In 1967, a 28 year-old aspiring  film maker named George Romero wrote the screenplay to what would be his first film, Night of the Living Dead. He gained technical experience working as a cameraman/producer for a local Pittsburgh television station where he created segments for the children’s show MisterRogers’ Neighborhood. Romero and his collaborator John Russo pitched the idea — a ragtag group of people fending off an onslaught of reanimated flesh-eating corpses — to a small  Pittsburgh-based industrial film company. Their minimal crew of ten each kicked in $600 to get production started. They eventually needed to raise more funds as the shoot progressed.  Romero rounded up a troupe of actors with scant experience. (Despite having no acting experience, Karl Hardman, president of the film company, and his wife were given roles.) He filmed in black & white under bare-bones conditions with homemade special effects, including chocolate syrup for blood and roasted ham supplied by a friend’s butcher shop as a stand-in for human flesh. In the end, the film came in at a budget of just over $110, 000. It grossed $12 million domestically.

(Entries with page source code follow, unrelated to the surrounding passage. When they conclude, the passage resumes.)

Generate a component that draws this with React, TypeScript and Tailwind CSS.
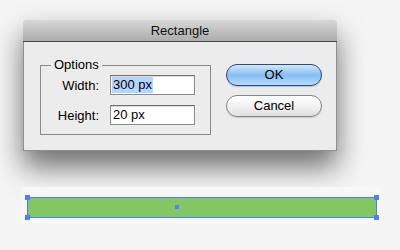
import React from 'react'

const font = { fontFamily: '"Liberation Sans", Arial, sans-serif' }

const Field: React.FC<{ label: string; value: string; selected?: boolean }> = ({ label, value, selected }) => (
  <div className="flex items-center h-[20px]">
    <span className="w-[58px] text-right text-[13px] text-black leading-none">{label}</span>
    <div className="ml-[11px] w-[85px] h-[20px] bg-white border border-[#8c8c8c] border-t-[#6e6e6e] shadow-[inset_0_1px_1px_rgba(0,0,0,0.15)] flex items-center pl-[1px]">
      <span className={selected ? 'bg-[#b4d5fe] px-[1px] h-[16px] flex items-center text-[13px] text-black' : 'px-[1px] text-[13px] text-black'}>
        {value}
      </span>
    </div>
  </div>
)

export default function App() {
  return (
    <div className="w-[400px] h-[250px] bg-[#f4f4f4] overflow-hidden" style={font}>
      {/* Dialog */}
      <div className="ml-[23px] mt-[19px] w-[314px] shadow-[0_16px_28px_rgba(0,0,0,0.55)] rounded-t-[4px]">
        <div className="h-[23px] rounded-t-[4px] bg-gradient-to-b from-[#d8d8d8] to-[#acacac] border-b border-[#4a4a4a] border-t border-t-[#e6e6e6] flex items-center justify-center">
          <span className="text-[13px] text-[#111]">Rectangle</span>
        </div>
        <div className="h-[109px] bg-[#ececec] border-x border-b border-[#8e8e8e] flex items-start pl-[16px]">
          <fieldset className="mt-[15px] w-[171px] h-[78px] border border-[#8a8a8a] px-0 pb-[10px]">
            <legend className="ml-[10px] px-[3px] text-[13px] text-black leading-[16px]">Options</legend>
            <div className="flex flex-col gap-[10px] pt-[2px]">
              <Field label="Width:" value="300 px" selected />
              <Field label="Height:" value="20 px" />
            </div>
          </fieldset>
          <div className="ml-[15px] mt-[22px] flex flex-col gap-[9px] w-[96px]">
            <button className="h-[22px] rounded-full border border-[#2e4a86] bg-gradient-to-b from-[#d2e8fc] via-[#86bdf2] to-[#b4dcfc] text-[13px] text-black shadow-[0_1px_1px_rgba(0,0,0,0.2)]">
              OK
            </button>
            <button className="h-[22px] rounded-full border border-[#858585] bg-gradient-to-b from-[#ffffff] via-[#f2f2f2] to-[#e0e0e0] text-[13px] text-black shadow-[0_1px_1px_rgba(0,0,0,0.15)]">
              Cancel
            </button>
          </div>
        </div>
      </div>

      {/* Selected rectangle on the artboard */}
      <div className="mt-[36px] ml-[21px] w-[360px] h-[36px] bg-[#f7f7f7] pt-[10px] pl-[6px]">
        <div className="relative w-[350px] h-[21px] bg-[#84c664] border border-[#4c7ff6]">
          <div className="absolute -left-[3px] -top-[3px] w-[5px] h-[5px] bg-[#4f80ff]" />
          <div className="absolute -right-[3px] -top-[3px] w-[5px] h-[5px] bg-[#4f80ff]" />
          <div className="absolute -left-[3px] -bottom-[3px] w-[5px] h-[5px] bg-[#4f80ff]" />
          <div className="absolute -right-[3px] -bottom-[3px] w-[5px] h-[5px] bg-[#4f80ff]" />
          <div className="absolute left-[147px] top-[7px] w-[4px] h-[4px] bg-[#4f80ff]" />
        </div>
      </div>
    </div>
  )
}
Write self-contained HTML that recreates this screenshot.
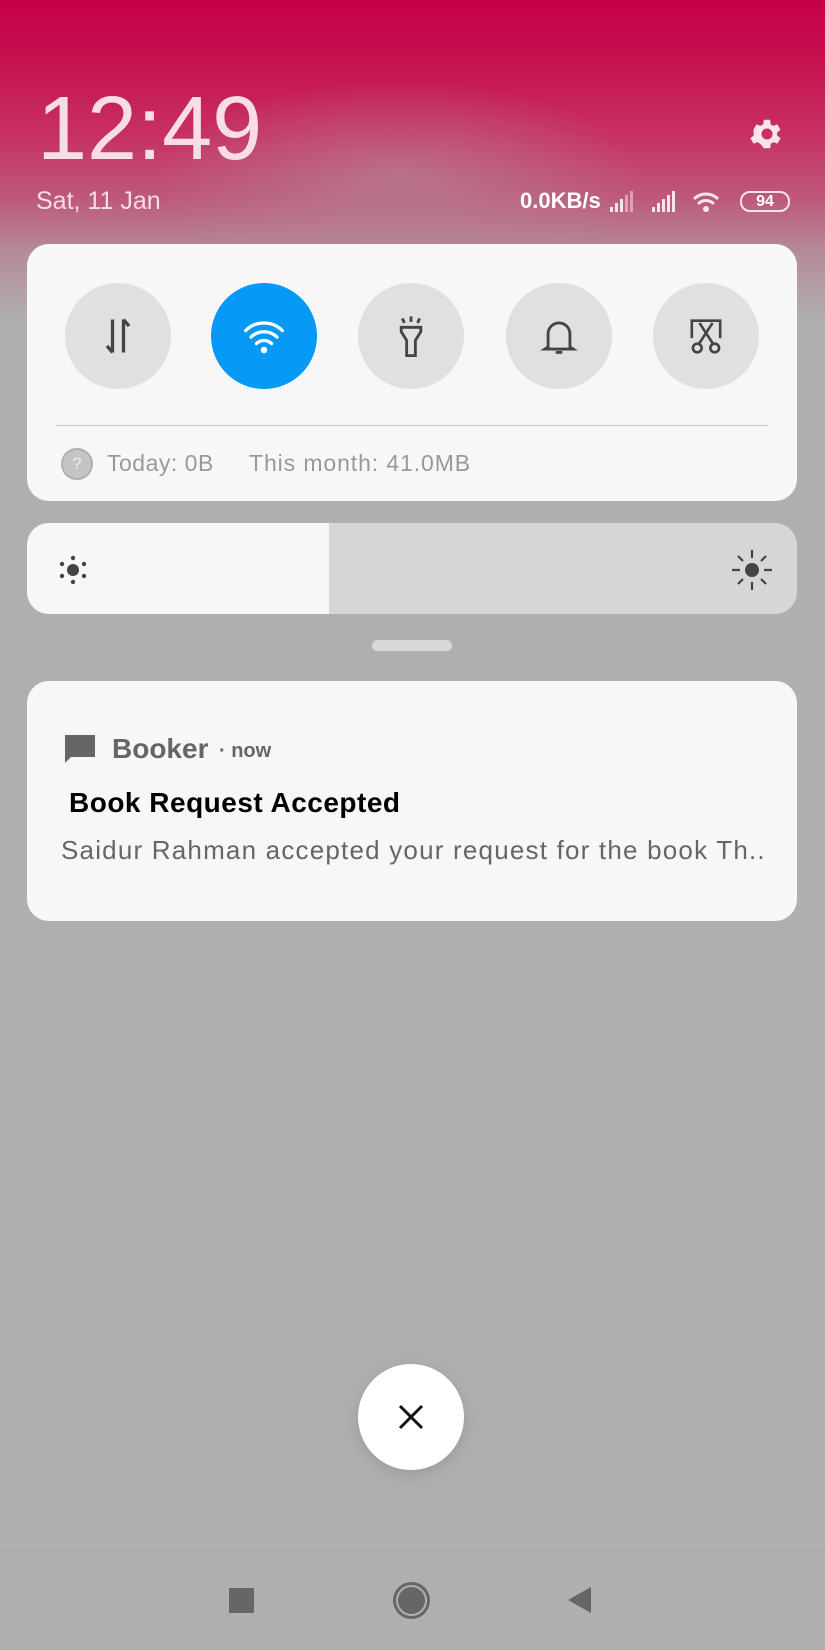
<!DOCTYPE html>
<html><head><style>
*{margin:0;padding:0;box-sizing:border-box}
body{width:825px;height:1650px;position:relative;overflow:hidden;font-family:"Liberation Sans",sans-serif;background:#afafaf}
.bg{position:absolute;left:0;top:0;width:825px;height:340px;background:linear-gradient(180deg,#c4004a 0px,#c6104f 60px,#c63366 140px,#bd5a7c 200px,#b48a98 250px,#afafaf 320px)}
.bg2{position:absolute;left:150px;top:80px;width:500px;height:200px;background:radial-gradient(ellipse at center,rgba(180,140,155,.6),rgba(180,140,155,0) 70%)}
.abs{position:absolute}
.card{position:absolute;left:27px;width:770px;background:#f7f7f7;border-radius:22px;overflow:hidden}
.circ{position:absolute;width:106px;height:106px;border-radius:50%;background:#e0e0e0;top:283px;display:flex;align-items:center;justify-content:center}
</style></head><body>
<div class="bg"></div><div class="bg2"></div>
<div class="abs" style="left:37px;top:78px;font-size:90px;color:#f8dce6;letter-spacing:0px">12:49</div>
<svg class="abs" style="left:748px;top:115px" width="38" height="38" viewBox="0 0 24 24"><path fill="#fbe3ea" d="M19.4 13a7.5 7.5 0 000-2l2.1-1.6-2-3.5-2.5 1a7 7 0 00-1.7-1L15 3h-4l-.4 2.9a7 7 0 00-1.7 1l-2.5-1-2 3.5L4.6 11a7.5 7.5 0 000 2l-2.1 1.6 2 3.5 2.5-1a7 7 0 001.7 1L11 21h4l.4-2.9a7 7 0 001.7-1l2.5 1 2-3.5zM13 15.5a3.5 3.5 0 110-7 3.5 3.5 0 010 7z" transform="translate(-1 0)"/></svg>
<div class="abs" style="left:36px;top:187px;font-size:25px;color:#f5dde5">Sat, 11 Jan</div>
<div class="abs" style="left:520px;top:188px;font-size:22px;color:#fff;font-weight:bold">0.0KB/s</div>
<svg class="abs" style="left:608px;top:189px" width="160" height="26" viewBox="0 0 160 26">
<g fill="#f6e6ec"><rect x="2" y="18" width="3" height="5"/><rect x="7" y="14" width="3" height="9"/><rect x="12" y="10" width="3" height="13"/><rect x="17" y="6" width="3" height="17" opacity=".5"/><rect x="22" y="2" width="3" height="21" opacity=".5"/>
<rect x="44" y="18" width="3" height="5"/><rect x="49" y="14" width="3" height="9"/><rect x="54" y="10" width="3" height="13"/><rect x="59" y="6" width="3" height="17"/><rect x="64" y="2" width="3" height="21"/></g>
<g fill="none" stroke="#f6e6ec" stroke-width="3" stroke-linecap="round"><path d="M87 9a17 17 0 0122 0"/><path d="M91 14a11 11 0 0114 0"/></g><circle cx="98" cy="20" r="3" fill="#f6e6ec"/></svg>
<div class="abs" style="left:740px;top:191px;width:50px;height:21px;border:2px solid #f6e6ec;border-radius:10px;font-size:16px;font-weight:bold;color:#fff;text-align:center;line-height:17px">94</div>

<div class="card" style="top:244px;height:257px"></div>
<div class="circ" style="left:65px"><svg width="44" height="44" viewBox="0 0 40 40" fill="none" stroke="#444" stroke-width="3"><path d="M15 5v30M15 35l-5-6"/><path d="M25 35V5M25 5l5 6"/></svg></div>
<div class="circ" style="left:211px;background:#0699f6"><svg width="54" height="44" viewBox="0 0 50 40" fill="none" stroke="#fff" stroke-width="3" stroke-linecap="round"><path d="M8 15a24 24 0 0134 0"/><path d="M13 21a17 17 0 0124 0"/><path d="M18 27a10 10 0 0114 0"/><circle cx="25" cy="33" r="1.5" fill="#fff"/></svg></div>
<div class="circ" style="left:358px"><svg width="44" height="48" viewBox="0 0 40 44" fill="none" stroke="#444" stroke-width="2.6"><path d="M11 14h18v4l-5 8v14h-8V26l-5-8z"/><path d="M20 4v5M12 6l2 4M28 6l-2 4"/></svg></div>
<div class="circ" style="left:506px"><svg width="44" height="48" viewBox="0 0 40 44" fill="none" stroke="#444" stroke-width="2.6"><path d="M10 32V20a10 10 0 0120 0v12l3 2H7z"/><path d="M17 37h6"/></svg></div>
<div class="circ" style="left:653px"><svg width="48" height="48" viewBox="0 0 44 44" fill="none" stroke="#444" stroke-width="2.4"><path d="M9 24V8h26v16"/><path d="M16 10l13 20M28 10L15 30"/><circle cx="14" cy="33" r="4"/><circle cx="30" cy="33" r="4"/></svg></div>
<div class="abs" style="left:56px;top:425px;width:712px;height:1px;background:#c8c8c8"></div>
<div class="abs" style="left:61px;top:448px;width:32px;height:32px;border-radius:50%;background:#c4c4c4;border:2px solid #b0b0b0;color:#eee;font-size:17px;text-align:center;line-height:28px">?</div>
<div class="abs" style="left:107px;top:450px;font-size:23px;color:#999;letter-spacing:.5px">Today: 0B</div>
<div class="abs" style="left:249px;top:450px;font-size:23px;color:#999;letter-spacing:.9px">This month: 41.0MB</div>

<div class="card" style="top:523px;height:91px;background:#d6d6d6"><div style="width:302px;height:91px;background:#f7f7f7"></div></div>
<svg class="abs" style="left:55px;top:552px" width="36" height="36" viewBox="0 0 36 36" fill="#444"><circle cx="18" cy="18" r="6"/><circle cx="18" cy="6" r="2.2"/><circle cx="18" cy="30" r="2.2"/><circle cx="7" cy="12" r="2.2"/><circle cx="29" cy="12" r="2.2"/><circle cx="7" cy="24" r="2.2"/><circle cx="29" cy="24" r="2.2"/></svg>
<svg class="abs" style="left:730px;top:548px" width="44" height="44" viewBox="0 0 44 44"><circle cx="22" cy="22" r="7" fill="#444"/><g stroke="#444" stroke-width="2.2"><path d="M22 2v8M22 34v8M2 22h8M34 22h8M8 8l5 5M31 31l5 5M36 8l-5 5M13 31l-5 5"/></g></svg>
<div class="abs" style="left:372px;top:640px;width:80px;height:11px;border-radius:6px;background:#d8d8d8"></div>

<div class="card" style="top:681px;height:240px"></div>
<svg class="abs" style="left:63px;top:733px" width="34" height="34" viewBox="0 0 34 34"><path fill="#666" d="M2 2h30v22H8l-6 6z"/></svg>
<div class="abs" style="left:112px;top:733px;font-size:28px;font-weight:bold;color:#666">Booker</div>
<div class="abs" style="left:219px;top:740px;font-size:20px;font-weight:bold;color:#666">· now</div>
<div class="abs" style="left:69px;top:787px;font-size:28px;font-weight:bold;color:#000;letter-spacing:.5px">Book Request Accepted</div>
<div class="abs" style="left:61px;top:835px;font-size:26px;color:#666;letter-spacing:1.2px">Saidur Rahman accepted your request for the book Th..</div>

<div class="abs" style="left:358px;top:1364px;width:106px;height:106px;border-radius:50%;background:#fff;box-shadow:0 4px 14px rgba(0,0,0,.12)"></div>
<svg class="abs" style="left:396px;top:1402px" width="30" height="30" viewBox="0 0 30 30" stroke="#111" stroke-width="3"><path d="M4 4l22 22M26 4L4 26"/></svg>

<div class="abs" style="left:0;top:1550px;width:825px;height:1px;background:#a6a6a6"></div>
<div class="abs" style="left:229px;top:1588px;width:25px;height:25px;background:#666"></div>
<div class="abs" style="left:393px;top:1582px;width:37px;height:37px;border-radius:50%;border:3px solid #666"></div>
<div class="abs" style="left:398px;top:1587px;width:27px;height:27px;border-radius:50%;background:#666"></div>
<svg class="abs" style="left:567px;top:1586px" width="26" height="28" viewBox="0 0 26 28"><path d="M24 1v26L1 14z" fill="#666"/></svg>
</body></html>
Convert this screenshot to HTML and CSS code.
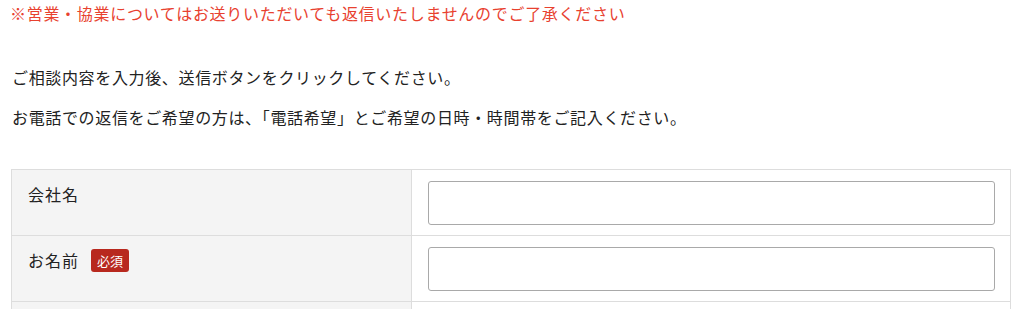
FILE: index.html
```html
<!DOCTYPE html>
<html lang="ja">
<head>
<meta charset="utf-8">
<title>お問い合わせ</title>
<link rel="stylesheet" href="styles.css">
</head>
<body>
<div class="page">
  <p class="notice">※営業・協業についてはお送りいただいても返信いたしませんのでご了承ください</p>
  <div class="lead">
    <p>ご相談内容を入力後、送信ボタンをクリックしてください。</p>
    <p>お電話での返信をご希望の方は、「電話希望」とご希望の日時・時間帯をご記入ください。</p>
  </div>
  <table class="form">
    <tr>
      <th>会社名</th>
      <td><input type="text" class="field"></td>
    </tr>
    <tr>
      <th>お名前<span class="req">必須</span></th>
      <td><input type="text" class="field"></td>
    </tr>
    <tr>
      <th></th>
      <td><input type="text" class="field"></td>
    </tr>
  </table>
</div>
</body>
</html>
```

FILE: styles.css
```css
html, body {
  margin: 0;
  padding: 0;
  background: #fff;
}
body {
  font-family: "Noto Sans CJK JP", "Noto Sans", sans-serif;
  font-size: 16px;
  color: #222;
}
.page {
  padding: 1px 0 0 0;
}
p {
  margin: 0;
}
.notice {
  margin: 0 0 0 10px;
  line-height: 24px;
  color: #e8412f;
  letter-spacing: 0.7px;
}
.lead {
  margin: 40px 0 0 12px;
  display: flex;
  flex-direction: column;
  gap: 16px;
}
.lead p {
  line-height: 24px;
  letter-spacing: 0.65px;
}
.form {
  margin: 40px 0 0 11px;
  width: 1000px;
  border-collapse: collapse;
  table-layout: fixed;
}
.form th, .form td {
  border: 1px solid #ddd;
  vertical-align: top;
}
.form th {
  width: 367px;
  background: #f4f4f4;
  text-align: left;
  font-weight: normal;
  padding: 12px 16px;
  line-height: 24px;
  letter-spacing: 1px;
}
.form td {
  padding: 11px 15px 10px 16px;
}
.field {
  display: block;
  box-sizing: border-box;
  width: 100%;
  height: 44px;
  margin: 0;
  border: 1px solid #a9a9a9;
  border-radius: 3px;
  background: #fff;
  font: inherit;
}
.req {
  display: inline-block;
  margin-left: 12px;
  padding: 0 6px;
  height: 23px;
  line-height: 23px;
  font-size: 13px;
  letter-spacing: 0;
  color: #fff;
  background: #b8281e;
  border-radius: 3px;
  vertical-align: 1px;
}
```
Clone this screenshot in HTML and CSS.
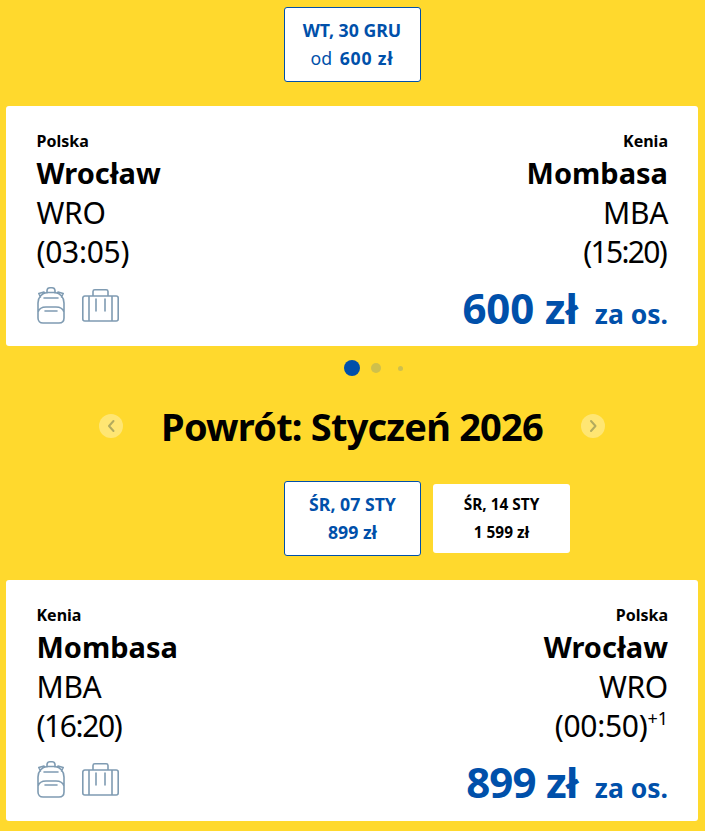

Ronald Keith Hartman, an ambitious young actor from the Pittsburgh area, landed the part of “Tom” in Romero’s film. He and his girlfriend (played by pretty, but talentless, Judith Ridley — real life girlfriend of the film’s producer/co-star Russell Steiner, who played “Johnny”) were part of the group under siege by the undead. Using the screen name “Keith Wayne,” he made the most of the role, hoping it would lead to bigger and better. As a back-up plan, Keith sang in a local band, Keith Wayne and the Unyted Brass Works. His band appeared often on local programming on Pittsburgh television.

Unfortunately, Night of the Living Dead was Keith’s one and only film credit. Unable to further his acting career, he started another band, Ronnie and the Jestors, that proved successful. But in 1980, he abandoned show business entirely and became a chiropractor, setting up his practice in Cary, North Carolina. Now known as Dr. R. Keith Hartman, he also wrote a regular column for a weightlifting magazine.

Keith, however, fought a hidden battle with depression for years. In 1995, after submitting his final paper — “How to Find Chiropractic Help for Bursitis and Tendinitis, Sternum Noises, Knee and Neck Care” — for publication, Keith committed suicide. He was 50 years old.